_Set problem:_ For each line of the data below that holds "with", copy the line.

_Dataset:_
--- begin ---
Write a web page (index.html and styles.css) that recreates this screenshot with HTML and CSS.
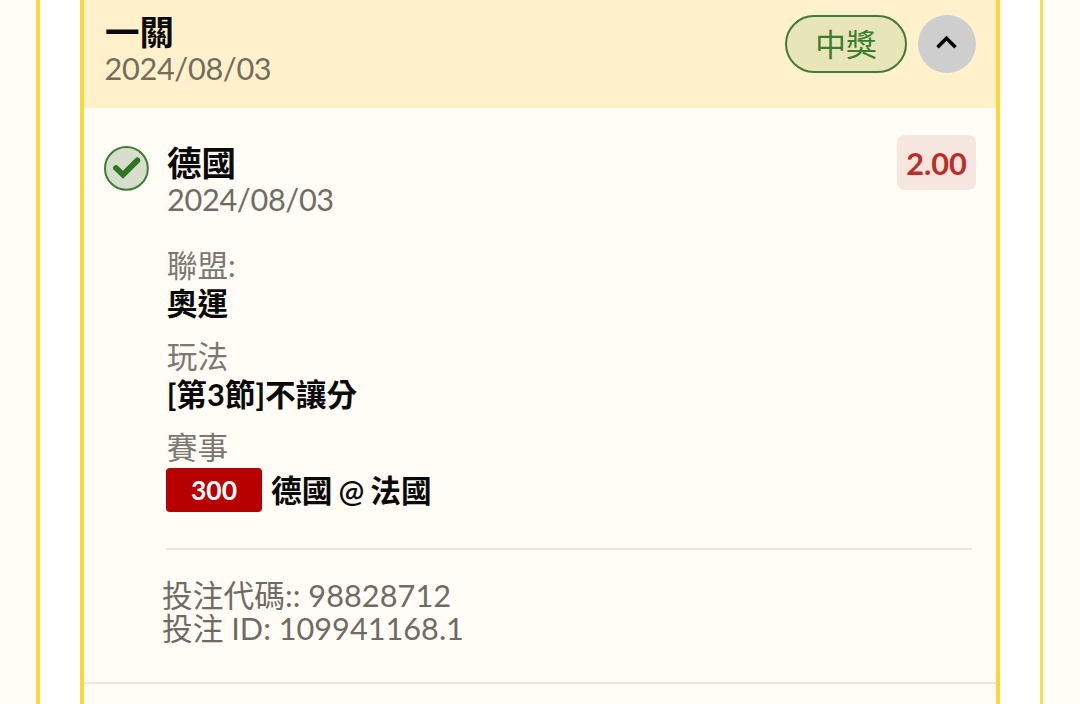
--- end ---
--- begin ---
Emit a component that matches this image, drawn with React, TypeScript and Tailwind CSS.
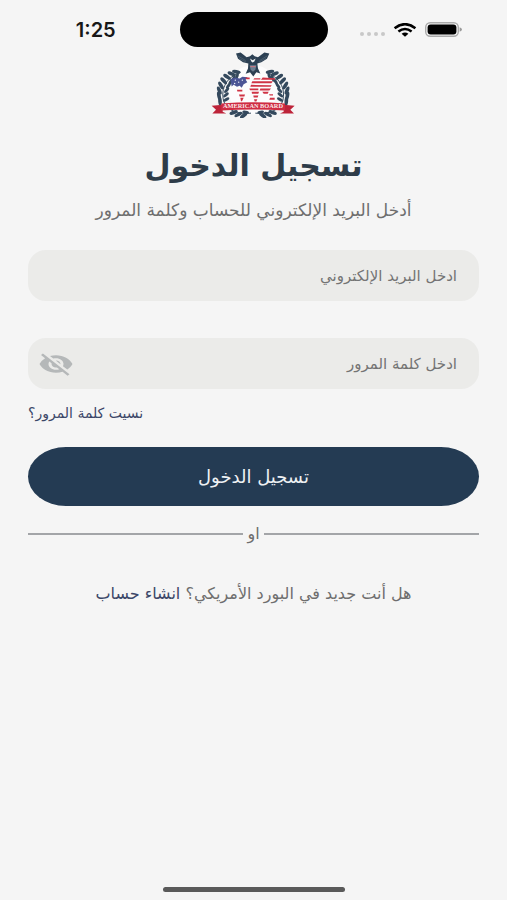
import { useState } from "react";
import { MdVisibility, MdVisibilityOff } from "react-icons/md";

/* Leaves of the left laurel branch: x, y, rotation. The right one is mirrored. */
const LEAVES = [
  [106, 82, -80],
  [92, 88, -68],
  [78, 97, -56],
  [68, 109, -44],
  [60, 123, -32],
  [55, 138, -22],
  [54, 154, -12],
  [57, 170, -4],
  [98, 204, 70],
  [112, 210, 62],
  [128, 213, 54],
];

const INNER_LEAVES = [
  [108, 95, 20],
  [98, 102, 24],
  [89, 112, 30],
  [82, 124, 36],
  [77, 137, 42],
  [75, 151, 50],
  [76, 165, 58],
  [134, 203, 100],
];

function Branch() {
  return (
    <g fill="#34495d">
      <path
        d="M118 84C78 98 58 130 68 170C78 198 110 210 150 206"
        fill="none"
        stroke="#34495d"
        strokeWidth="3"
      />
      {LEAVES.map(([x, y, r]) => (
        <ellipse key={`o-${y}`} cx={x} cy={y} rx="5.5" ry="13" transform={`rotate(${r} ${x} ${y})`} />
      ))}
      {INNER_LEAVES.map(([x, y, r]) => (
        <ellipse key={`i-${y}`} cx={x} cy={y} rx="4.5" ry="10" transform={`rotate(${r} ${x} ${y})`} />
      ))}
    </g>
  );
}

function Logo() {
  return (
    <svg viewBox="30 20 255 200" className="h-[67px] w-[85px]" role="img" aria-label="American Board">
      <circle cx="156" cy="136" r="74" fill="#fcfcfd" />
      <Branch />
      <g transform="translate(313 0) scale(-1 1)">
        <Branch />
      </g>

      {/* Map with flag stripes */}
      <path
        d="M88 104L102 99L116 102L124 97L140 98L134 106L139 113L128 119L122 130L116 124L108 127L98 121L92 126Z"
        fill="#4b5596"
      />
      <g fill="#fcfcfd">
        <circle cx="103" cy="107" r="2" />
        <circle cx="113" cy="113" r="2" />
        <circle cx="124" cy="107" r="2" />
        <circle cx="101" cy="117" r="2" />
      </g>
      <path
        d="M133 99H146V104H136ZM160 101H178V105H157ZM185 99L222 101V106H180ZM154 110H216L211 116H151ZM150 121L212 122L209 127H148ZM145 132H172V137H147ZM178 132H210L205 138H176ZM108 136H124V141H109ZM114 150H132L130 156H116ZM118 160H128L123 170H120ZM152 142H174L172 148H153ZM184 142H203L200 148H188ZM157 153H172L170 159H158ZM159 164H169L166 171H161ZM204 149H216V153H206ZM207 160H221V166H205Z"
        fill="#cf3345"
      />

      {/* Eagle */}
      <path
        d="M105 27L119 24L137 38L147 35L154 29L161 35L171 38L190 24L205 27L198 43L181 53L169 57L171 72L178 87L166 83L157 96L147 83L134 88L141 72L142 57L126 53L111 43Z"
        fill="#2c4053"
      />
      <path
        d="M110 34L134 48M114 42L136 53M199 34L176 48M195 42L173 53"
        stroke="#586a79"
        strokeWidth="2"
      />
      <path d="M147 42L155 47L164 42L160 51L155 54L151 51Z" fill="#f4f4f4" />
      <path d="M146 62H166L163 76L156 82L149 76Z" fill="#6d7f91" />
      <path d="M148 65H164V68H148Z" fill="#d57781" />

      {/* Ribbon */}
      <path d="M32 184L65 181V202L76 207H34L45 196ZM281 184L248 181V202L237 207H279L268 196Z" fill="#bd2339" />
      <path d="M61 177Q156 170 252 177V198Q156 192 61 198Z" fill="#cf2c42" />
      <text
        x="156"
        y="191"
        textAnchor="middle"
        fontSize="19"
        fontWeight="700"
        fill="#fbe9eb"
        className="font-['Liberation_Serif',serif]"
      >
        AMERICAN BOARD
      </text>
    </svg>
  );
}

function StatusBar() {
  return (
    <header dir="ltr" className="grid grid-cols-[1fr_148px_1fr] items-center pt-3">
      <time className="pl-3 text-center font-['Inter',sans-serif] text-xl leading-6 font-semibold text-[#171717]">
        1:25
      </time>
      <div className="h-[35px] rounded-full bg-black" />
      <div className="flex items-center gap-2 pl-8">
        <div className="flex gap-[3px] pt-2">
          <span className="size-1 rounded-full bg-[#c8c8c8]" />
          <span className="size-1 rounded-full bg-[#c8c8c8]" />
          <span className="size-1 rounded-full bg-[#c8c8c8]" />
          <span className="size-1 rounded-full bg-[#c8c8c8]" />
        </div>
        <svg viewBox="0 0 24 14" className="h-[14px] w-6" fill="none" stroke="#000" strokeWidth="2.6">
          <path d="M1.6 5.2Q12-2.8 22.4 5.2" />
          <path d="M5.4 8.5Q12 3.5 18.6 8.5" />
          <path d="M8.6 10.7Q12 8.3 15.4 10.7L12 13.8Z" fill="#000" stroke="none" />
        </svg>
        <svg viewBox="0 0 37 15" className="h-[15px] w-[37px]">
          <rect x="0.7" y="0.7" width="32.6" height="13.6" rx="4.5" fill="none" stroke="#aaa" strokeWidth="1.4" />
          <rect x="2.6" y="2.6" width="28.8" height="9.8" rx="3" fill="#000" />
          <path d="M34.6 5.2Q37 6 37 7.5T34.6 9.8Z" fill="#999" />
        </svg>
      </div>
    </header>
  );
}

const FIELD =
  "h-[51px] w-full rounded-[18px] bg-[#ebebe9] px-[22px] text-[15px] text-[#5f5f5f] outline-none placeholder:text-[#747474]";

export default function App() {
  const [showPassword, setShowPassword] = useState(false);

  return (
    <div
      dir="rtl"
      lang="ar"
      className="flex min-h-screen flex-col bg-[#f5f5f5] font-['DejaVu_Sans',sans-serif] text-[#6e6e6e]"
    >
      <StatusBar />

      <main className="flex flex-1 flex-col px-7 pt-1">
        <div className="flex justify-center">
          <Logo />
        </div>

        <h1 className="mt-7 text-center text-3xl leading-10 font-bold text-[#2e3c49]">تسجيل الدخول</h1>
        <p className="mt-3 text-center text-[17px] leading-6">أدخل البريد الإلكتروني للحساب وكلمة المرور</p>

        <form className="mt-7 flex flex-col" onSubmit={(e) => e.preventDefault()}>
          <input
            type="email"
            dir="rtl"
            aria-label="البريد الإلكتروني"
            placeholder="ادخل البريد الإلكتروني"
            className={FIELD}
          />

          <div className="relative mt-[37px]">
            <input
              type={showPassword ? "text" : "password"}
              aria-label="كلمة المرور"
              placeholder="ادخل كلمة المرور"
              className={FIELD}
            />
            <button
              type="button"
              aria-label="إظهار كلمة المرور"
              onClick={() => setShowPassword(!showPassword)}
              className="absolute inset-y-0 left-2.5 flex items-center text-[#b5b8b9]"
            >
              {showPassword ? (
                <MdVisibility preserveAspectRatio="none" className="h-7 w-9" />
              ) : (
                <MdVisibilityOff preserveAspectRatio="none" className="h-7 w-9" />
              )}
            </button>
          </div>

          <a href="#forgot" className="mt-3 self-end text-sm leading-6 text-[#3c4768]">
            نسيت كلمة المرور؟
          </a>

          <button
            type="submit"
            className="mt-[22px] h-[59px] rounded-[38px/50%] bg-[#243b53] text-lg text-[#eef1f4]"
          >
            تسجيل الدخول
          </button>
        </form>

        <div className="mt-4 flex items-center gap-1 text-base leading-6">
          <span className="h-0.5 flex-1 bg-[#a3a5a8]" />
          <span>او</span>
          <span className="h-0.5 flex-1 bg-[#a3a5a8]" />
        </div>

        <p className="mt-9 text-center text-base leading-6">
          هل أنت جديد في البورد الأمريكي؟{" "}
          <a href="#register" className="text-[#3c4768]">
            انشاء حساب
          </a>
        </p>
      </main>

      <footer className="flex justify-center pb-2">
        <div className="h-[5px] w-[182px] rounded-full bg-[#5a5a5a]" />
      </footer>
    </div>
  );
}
--- end ---
_Final answer:_
Write a web page (index.html and styles.css) that recreates this screenshot with HTML and CSS.
Emit a component that matches this image, drawn with React, TypeScript and Tailwind CSS.
      {/* Map with flag stripes */}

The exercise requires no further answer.